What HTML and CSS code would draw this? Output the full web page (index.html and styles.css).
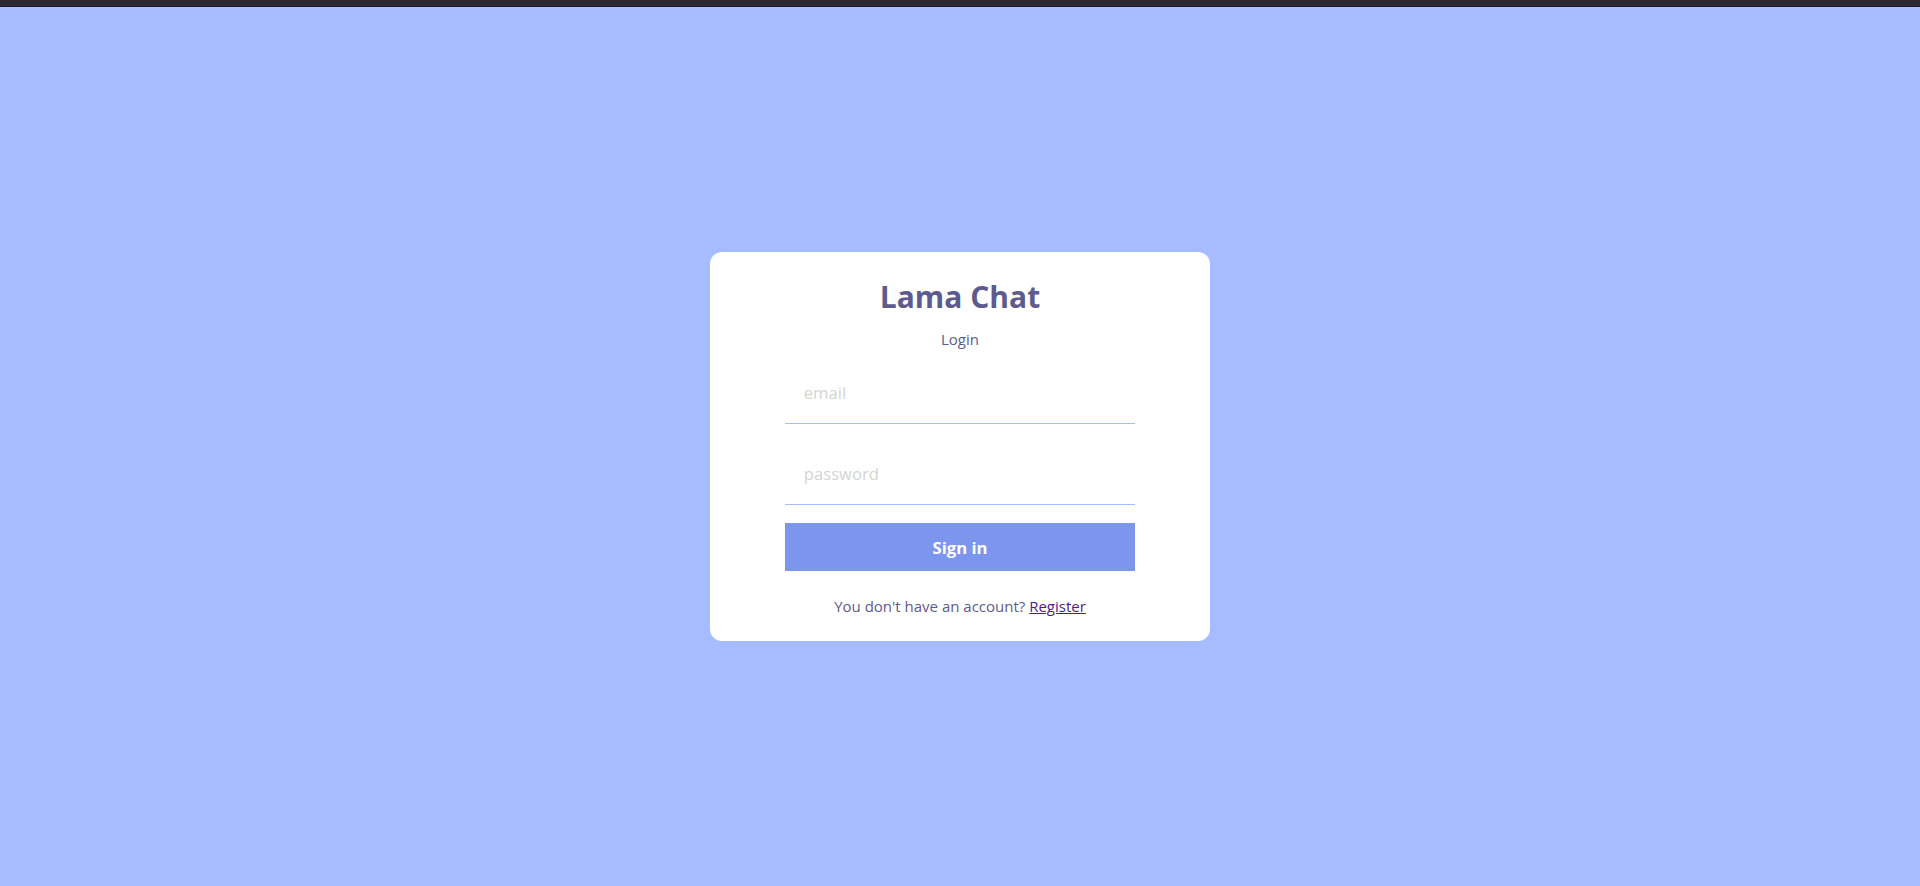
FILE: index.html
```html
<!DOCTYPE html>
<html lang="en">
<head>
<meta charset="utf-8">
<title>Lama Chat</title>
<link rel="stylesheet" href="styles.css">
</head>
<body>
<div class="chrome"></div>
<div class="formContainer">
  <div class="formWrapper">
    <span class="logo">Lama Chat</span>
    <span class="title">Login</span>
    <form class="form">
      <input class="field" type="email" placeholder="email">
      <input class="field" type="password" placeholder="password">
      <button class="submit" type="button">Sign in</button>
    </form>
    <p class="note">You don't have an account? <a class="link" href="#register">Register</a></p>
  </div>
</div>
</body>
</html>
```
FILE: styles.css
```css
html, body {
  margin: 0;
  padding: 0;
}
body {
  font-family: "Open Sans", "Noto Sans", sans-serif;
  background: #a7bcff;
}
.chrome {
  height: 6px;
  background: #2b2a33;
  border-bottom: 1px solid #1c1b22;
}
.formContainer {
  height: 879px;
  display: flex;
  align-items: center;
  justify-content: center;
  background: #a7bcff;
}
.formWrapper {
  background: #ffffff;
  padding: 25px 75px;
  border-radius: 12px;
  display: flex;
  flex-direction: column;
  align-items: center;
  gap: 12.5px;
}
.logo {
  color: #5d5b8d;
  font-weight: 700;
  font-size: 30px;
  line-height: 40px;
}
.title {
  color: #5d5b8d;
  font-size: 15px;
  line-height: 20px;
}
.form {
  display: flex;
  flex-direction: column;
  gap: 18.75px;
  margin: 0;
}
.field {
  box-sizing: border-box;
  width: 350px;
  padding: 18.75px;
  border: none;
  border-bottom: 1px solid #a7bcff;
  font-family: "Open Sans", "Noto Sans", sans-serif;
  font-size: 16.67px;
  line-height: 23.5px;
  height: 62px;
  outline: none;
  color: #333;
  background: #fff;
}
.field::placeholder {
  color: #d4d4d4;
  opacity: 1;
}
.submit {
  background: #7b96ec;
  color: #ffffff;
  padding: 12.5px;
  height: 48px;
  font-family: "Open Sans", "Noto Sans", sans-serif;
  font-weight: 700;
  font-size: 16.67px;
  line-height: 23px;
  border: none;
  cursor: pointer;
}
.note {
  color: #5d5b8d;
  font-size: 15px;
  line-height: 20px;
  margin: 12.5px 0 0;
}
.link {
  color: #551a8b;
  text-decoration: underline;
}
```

SET EXERCISE — Omit every picture, then reproduce the rest of the listing exactly.

WRITTEN REPLY —
What HTML and CSS code would draw this? Output the full web page (index.html and styles.css).
FILE: index.html
```html
<!DOCTYPE html>
<html lang="en">
<head>
<meta charset="utf-8">
<title>Lama Chat</title>
<link rel="stylesheet" href="styles.css">
</head>
<body>
<div class="chrome"></div>
<div class="formContainer">
  <div class="formWrapper">
    <span class="logo">Lama Chat</span>
    <span class="title">Login</span>
    <form class="form">
      <input class="field" type="email" placeholder="email">
      <input class="field" type="password" placeholder="password">
      <button class="submit" type="button">Sign in</button>
    </form>
    <p class="note">You don't have an account? <a class="link" href="#register">Register</a></p>
  </div>
</div>
</body>
</html>
```
FILE: styles.css
```css
html, body {
  margin: 0;
  padding: 0;
}
body {
  font-family: "Open Sans", "Noto Sans", sans-serif;
  background: #a7bcff;
}
.chrome {
  height: 6px;
  background: #2b2a33;
  border-bottom: 1px solid #1c1b22;
}
.formContainer {
  height: 879px;
  display: flex;
  align-items: center;
  justify-content: center;
  background: #a7bcff;
}
.formWrapper {
  background: #ffffff;
  padding: 25px 75px;
  border-radius: 12px;
  display: flex;
  flex-direction: column;
  align-items: center;
  gap: 12.5px;
}
.logo {
  color: #5d5b8d;
  font-weight: 700;
  font-size: 30px;
  line-height: 40px;
}
.title {
  color: #5d5b8d;
  font-size: 15px;
  line-height: 20px;
}
.form {
  display: flex;
  flex-direction: column;
  gap: 18.75px;
  margin: 0;
}
.field {
  box-sizing: border-box;
  width: 350px;
  padding: 18.75px;
  border: none;
  border-bottom: 1px solid #a7bcff;
  font-family: "Open Sans", "Noto Sans", sans-serif;
  font-size: 16.67px;
  line-height: 23.5px;
  height: 62px;
  outline: none;
  color: #333;
  background: #fff;
}
.field::placeholder {
  color: #d4d4d4;
  opacity: 1;
}
.submit {
  background: #7b96ec;
  color: #ffffff;
  padding: 12.5px;
  height: 48px;
  font-family: "Open Sans", "Noto Sans", sans-serif;
  font-weight: 700;
  font-size: 16.67px;
  line-height: 23px;
  border: none;
  cursor: pointer;
}
.note {
  color: #5d5b8d;
  font-size: 15px;
  line-height: 20px;
  margin: 12.5px 0 0;
}
.link {
  color: #551a8b;
  text-decoration: underline;
}
```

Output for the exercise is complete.